- INPUT RECORDS
***

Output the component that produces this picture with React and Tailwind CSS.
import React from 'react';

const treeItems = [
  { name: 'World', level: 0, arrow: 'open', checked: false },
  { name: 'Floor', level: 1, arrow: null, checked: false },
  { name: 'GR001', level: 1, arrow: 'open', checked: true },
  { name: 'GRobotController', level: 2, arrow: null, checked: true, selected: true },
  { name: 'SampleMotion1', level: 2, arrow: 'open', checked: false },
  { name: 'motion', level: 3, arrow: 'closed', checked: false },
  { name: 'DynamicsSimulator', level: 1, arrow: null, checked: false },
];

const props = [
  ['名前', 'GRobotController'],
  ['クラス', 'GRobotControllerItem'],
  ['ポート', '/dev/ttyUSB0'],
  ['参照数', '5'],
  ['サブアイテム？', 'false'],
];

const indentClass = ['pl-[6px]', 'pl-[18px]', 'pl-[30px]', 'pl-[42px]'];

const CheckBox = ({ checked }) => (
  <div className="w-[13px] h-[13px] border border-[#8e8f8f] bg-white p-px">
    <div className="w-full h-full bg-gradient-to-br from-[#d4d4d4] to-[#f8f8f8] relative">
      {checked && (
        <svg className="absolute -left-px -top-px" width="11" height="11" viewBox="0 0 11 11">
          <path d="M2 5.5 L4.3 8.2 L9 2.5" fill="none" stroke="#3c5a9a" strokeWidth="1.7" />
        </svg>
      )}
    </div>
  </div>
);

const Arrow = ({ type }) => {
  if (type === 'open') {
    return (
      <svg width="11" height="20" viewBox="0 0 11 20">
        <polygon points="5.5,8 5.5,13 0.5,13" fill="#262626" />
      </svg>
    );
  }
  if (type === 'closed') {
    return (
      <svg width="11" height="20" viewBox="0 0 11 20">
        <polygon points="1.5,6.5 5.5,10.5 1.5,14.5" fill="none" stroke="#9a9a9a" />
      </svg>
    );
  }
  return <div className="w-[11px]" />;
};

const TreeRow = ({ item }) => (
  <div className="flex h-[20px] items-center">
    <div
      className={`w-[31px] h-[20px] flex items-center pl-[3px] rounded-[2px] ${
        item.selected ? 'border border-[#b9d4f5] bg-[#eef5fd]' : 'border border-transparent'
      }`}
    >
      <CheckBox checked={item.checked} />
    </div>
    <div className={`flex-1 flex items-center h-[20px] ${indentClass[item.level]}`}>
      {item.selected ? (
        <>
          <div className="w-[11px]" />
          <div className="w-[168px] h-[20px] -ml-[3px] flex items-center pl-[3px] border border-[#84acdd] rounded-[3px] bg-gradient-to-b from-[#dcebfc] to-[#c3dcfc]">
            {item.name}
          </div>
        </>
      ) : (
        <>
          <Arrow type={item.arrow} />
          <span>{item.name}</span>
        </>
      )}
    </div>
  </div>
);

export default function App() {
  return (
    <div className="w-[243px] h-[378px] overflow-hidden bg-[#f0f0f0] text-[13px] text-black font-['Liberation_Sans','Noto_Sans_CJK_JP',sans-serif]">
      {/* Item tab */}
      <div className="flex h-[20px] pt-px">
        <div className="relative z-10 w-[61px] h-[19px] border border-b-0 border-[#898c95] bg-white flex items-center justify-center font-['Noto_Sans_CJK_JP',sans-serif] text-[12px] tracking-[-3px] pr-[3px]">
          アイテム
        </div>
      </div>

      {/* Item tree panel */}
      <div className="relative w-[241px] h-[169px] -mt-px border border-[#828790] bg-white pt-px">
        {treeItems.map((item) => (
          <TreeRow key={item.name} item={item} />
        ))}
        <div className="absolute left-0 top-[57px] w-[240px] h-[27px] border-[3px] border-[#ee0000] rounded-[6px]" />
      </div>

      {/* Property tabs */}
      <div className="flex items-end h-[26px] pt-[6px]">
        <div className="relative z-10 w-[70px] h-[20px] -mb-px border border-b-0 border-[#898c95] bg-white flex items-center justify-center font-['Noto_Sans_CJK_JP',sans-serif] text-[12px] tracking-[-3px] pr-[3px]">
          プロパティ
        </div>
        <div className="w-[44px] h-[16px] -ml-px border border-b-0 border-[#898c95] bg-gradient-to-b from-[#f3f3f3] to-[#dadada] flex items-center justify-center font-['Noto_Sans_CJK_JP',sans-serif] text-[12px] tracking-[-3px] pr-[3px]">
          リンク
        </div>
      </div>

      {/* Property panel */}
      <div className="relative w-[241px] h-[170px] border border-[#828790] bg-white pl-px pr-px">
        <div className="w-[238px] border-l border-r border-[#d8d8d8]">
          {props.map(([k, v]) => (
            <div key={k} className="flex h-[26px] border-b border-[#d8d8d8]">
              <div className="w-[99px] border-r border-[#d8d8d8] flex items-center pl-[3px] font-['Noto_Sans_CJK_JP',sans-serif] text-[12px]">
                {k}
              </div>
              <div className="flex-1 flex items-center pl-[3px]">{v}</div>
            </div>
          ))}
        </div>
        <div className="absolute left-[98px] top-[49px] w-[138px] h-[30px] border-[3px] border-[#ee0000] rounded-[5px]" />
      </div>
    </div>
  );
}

***

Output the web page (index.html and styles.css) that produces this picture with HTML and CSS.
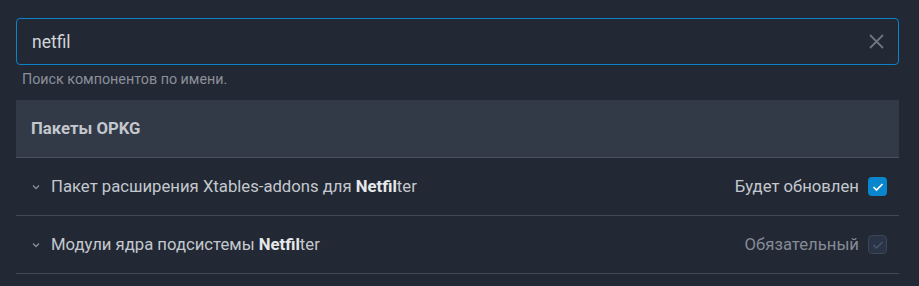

***

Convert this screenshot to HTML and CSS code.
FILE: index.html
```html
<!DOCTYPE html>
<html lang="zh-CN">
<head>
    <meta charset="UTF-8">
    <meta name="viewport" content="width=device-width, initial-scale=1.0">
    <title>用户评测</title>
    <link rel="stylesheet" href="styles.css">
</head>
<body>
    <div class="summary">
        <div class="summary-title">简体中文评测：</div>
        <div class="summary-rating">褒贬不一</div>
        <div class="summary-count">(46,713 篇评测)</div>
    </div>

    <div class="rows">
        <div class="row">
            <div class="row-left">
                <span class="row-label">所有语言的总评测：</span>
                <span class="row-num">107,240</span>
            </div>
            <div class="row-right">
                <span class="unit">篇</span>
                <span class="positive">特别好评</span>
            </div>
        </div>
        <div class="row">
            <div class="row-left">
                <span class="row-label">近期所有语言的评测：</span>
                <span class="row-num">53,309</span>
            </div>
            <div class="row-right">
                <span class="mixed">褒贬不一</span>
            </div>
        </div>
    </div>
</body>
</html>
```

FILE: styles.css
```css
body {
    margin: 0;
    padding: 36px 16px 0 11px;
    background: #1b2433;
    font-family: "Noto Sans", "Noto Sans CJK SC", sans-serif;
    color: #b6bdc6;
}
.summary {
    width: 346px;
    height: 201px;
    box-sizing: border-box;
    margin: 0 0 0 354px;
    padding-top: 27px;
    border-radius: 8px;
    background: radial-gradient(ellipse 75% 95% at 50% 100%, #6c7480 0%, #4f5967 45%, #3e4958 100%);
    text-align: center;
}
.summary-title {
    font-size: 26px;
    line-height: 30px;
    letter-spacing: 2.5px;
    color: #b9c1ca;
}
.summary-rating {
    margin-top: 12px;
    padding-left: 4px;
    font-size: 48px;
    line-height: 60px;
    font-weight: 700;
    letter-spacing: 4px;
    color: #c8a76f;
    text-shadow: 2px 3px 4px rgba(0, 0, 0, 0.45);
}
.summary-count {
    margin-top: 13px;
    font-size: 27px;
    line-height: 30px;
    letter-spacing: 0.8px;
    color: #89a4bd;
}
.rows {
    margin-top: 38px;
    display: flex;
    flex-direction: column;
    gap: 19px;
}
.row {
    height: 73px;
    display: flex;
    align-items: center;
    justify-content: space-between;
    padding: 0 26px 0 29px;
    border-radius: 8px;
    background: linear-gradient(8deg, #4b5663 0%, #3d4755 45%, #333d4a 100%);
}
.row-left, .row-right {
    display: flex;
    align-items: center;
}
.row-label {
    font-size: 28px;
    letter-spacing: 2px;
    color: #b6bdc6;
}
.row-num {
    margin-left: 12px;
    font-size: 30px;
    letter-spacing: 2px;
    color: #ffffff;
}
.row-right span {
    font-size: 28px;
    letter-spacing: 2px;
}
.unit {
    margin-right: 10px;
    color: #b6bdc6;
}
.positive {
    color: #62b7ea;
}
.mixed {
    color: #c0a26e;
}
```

***

- WHAT IS EXPECTED
Set down, without any change, only the lines from the line that holds "Output the component" through the line that holds "['pl-[6px]', 'pl-[18px]', 'pl-[30px]', 'pl-[42px]'];", both lines included.

- RESPONSE TO THIS EXERCISE
Output the component that produces this picture with React and Tailwind CSS.
import React from 'react';

const treeItems = [
  { name: 'World', level: 0, arrow: 'open', checked: false },
  { name: 'Floor', level: 1, arrow: null, checked: false },
  { name: 'GR001', level: 1, arrow: 'open', checked: true },
  { name: 'GRobotController', level: 2, arrow: null, checked: true, selected: true },
  { name: 'SampleMotion1', level: 2, arrow: 'open', checked: false },
  { name: 'motion', level: 3, arrow: 'closed', checked: false },
  { name: 'DynamicsSimulator', level: 1, arrow: null, checked: false },
];

const props = [
  ['名前', 'GRobotController'],
  ['クラス', 'GRobotControllerItem'],
  ['ポート', '/dev/ttyUSB0'],
  ['参照数', '5'],
  ['サブアイテム？', 'false'],
];

const indentClass = ['pl-[6px]', 'pl-[18px]', 'pl-[30px]', 'pl-[42px]'];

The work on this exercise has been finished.